Sunday 14 March 2010

We're Not So Different As You Might Think.

Philip Seymour Hoffman festival! After Synecdoche, New York and Happiness, I thought it time to check out his biggest role. A few years back he pulled a Mo'Nique and won pretty much everything going (only in the leading categories) for his portrayal of writer Truman Capote in Bennett Miller's biopic Capote.




Capote is based around the events contained within Capote's last completed major work, In Cold Blood. In Kansas, a family of four, the Clutters, are found brutally murdered in their homes, apparently (wait for it...) in cold blood. No one can understand why this is. Capote reads about the murders in the newspaper and decides that they are what he wants to write about, convincing his editor at the New Yorker to send him off to Kansas to start talking to the townsfolk, family and friends of the victims, taking with him his dear friend Harper Lee (Catherine Keener - Catherine Keener festival!) to act as research assistant and 'bodyguard.'


Capote's flamboyant New York personality and style initially jars with the residents, but shortly they warm to him, especially as they begin to understand who he is.

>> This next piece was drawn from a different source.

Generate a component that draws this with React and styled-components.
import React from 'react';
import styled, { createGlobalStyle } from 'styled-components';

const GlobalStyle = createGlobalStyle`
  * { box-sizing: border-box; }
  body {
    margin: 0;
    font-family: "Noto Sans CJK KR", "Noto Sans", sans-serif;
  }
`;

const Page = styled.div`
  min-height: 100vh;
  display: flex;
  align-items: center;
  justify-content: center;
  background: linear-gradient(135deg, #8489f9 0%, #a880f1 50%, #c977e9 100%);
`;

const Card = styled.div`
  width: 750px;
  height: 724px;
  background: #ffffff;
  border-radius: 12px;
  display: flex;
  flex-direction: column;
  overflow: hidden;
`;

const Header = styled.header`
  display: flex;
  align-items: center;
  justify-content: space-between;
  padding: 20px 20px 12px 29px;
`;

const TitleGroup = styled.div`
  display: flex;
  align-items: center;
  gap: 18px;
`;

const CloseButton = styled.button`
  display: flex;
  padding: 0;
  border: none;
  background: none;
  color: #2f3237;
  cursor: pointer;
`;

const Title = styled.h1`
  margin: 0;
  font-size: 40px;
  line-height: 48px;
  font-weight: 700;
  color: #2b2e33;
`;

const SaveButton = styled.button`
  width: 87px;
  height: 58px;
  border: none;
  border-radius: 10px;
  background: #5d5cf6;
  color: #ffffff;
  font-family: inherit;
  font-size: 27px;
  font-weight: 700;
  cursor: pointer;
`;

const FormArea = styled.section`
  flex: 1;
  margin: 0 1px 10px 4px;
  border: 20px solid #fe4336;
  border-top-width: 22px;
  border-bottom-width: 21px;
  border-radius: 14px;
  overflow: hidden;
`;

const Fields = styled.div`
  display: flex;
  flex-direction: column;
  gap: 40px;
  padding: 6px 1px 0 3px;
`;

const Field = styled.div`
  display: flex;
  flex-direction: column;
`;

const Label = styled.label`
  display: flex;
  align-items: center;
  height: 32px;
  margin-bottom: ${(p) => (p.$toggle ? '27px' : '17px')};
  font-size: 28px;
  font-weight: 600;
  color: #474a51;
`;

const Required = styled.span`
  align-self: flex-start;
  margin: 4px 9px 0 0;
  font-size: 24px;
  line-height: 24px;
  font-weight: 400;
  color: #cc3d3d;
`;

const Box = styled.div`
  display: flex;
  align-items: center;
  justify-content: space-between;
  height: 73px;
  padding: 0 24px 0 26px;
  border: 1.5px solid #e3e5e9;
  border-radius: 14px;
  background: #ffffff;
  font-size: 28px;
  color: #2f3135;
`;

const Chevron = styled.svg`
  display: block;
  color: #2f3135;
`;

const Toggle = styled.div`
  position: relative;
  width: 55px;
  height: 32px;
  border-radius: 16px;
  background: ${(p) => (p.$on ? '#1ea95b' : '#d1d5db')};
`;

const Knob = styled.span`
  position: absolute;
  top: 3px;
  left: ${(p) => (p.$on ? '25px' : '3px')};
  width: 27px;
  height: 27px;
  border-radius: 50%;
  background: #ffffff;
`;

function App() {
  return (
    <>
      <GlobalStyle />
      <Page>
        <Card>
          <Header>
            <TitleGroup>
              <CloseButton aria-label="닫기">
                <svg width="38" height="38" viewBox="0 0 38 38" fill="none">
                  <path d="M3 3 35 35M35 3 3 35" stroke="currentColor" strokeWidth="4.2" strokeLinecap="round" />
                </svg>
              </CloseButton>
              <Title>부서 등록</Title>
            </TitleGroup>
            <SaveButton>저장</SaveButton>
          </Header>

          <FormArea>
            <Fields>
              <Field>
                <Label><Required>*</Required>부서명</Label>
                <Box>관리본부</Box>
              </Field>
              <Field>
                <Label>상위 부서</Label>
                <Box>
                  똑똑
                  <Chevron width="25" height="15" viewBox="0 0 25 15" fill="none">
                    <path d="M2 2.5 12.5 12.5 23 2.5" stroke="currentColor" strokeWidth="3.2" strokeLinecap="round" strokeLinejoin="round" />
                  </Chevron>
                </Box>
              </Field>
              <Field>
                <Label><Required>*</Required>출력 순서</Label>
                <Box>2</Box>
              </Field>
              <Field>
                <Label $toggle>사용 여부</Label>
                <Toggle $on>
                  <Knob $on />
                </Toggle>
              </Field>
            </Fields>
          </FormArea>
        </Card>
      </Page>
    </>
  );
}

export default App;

Whilst he is in town two people are apprehended for committing the crime, and Capote begins to talk to them, trying to get their side of the story. He keeps talking to them and talking to them, cajoling them and pleading with them, trying to understand what the motivation behind this heinous crime was, but to no avail. His own obsession, despite having not written a word, keeps him returning to the town, keeps him in contact with these killers, seems to be turning him a little crazy. Eventually they are both put to death without Capote having discovered their reasons, and it becomes clear that these people were never his friends - Capote was using them for his own egotistical means.


Hoffman's performance is extraordinary. Playing a very famously gay character, he does camp it up, but it is with little affectations rather than a whole-hearted embrace, and that is what makes the performance so extraordinary. Rather than acting like a drag queen in civvies, Hoffman's Capote is in the hands holding a newspaper, in not moving his face much when he laughs (stops the wrinkles!), in a slight stiffening of the back when he sits in a pretense of good posture. Tiny little things, sometimes written all over his face as a conscious action, much as they are in real life, gave this performance a quality that very few performers can achieve, especially as a straight man playing a gay man (or even a gay man playing a gay man - too much stereotype and too much to prove.) Very subtle, and very beautiful. Keener, similarly, played the reclusive Lee very well, just keeping her head down and doing what she needed to do. Supporting Capote at the same time as she kept him at a distance - his friend, but always seeming to be a little cautious of the power of his ego. Chris Cooper, as the detective in charge of the case, rounds out the major cast with a solid performance, achieving all that his character could, considering there is very little room to move in his development over the film.


A good film with a great performance. 4 stars.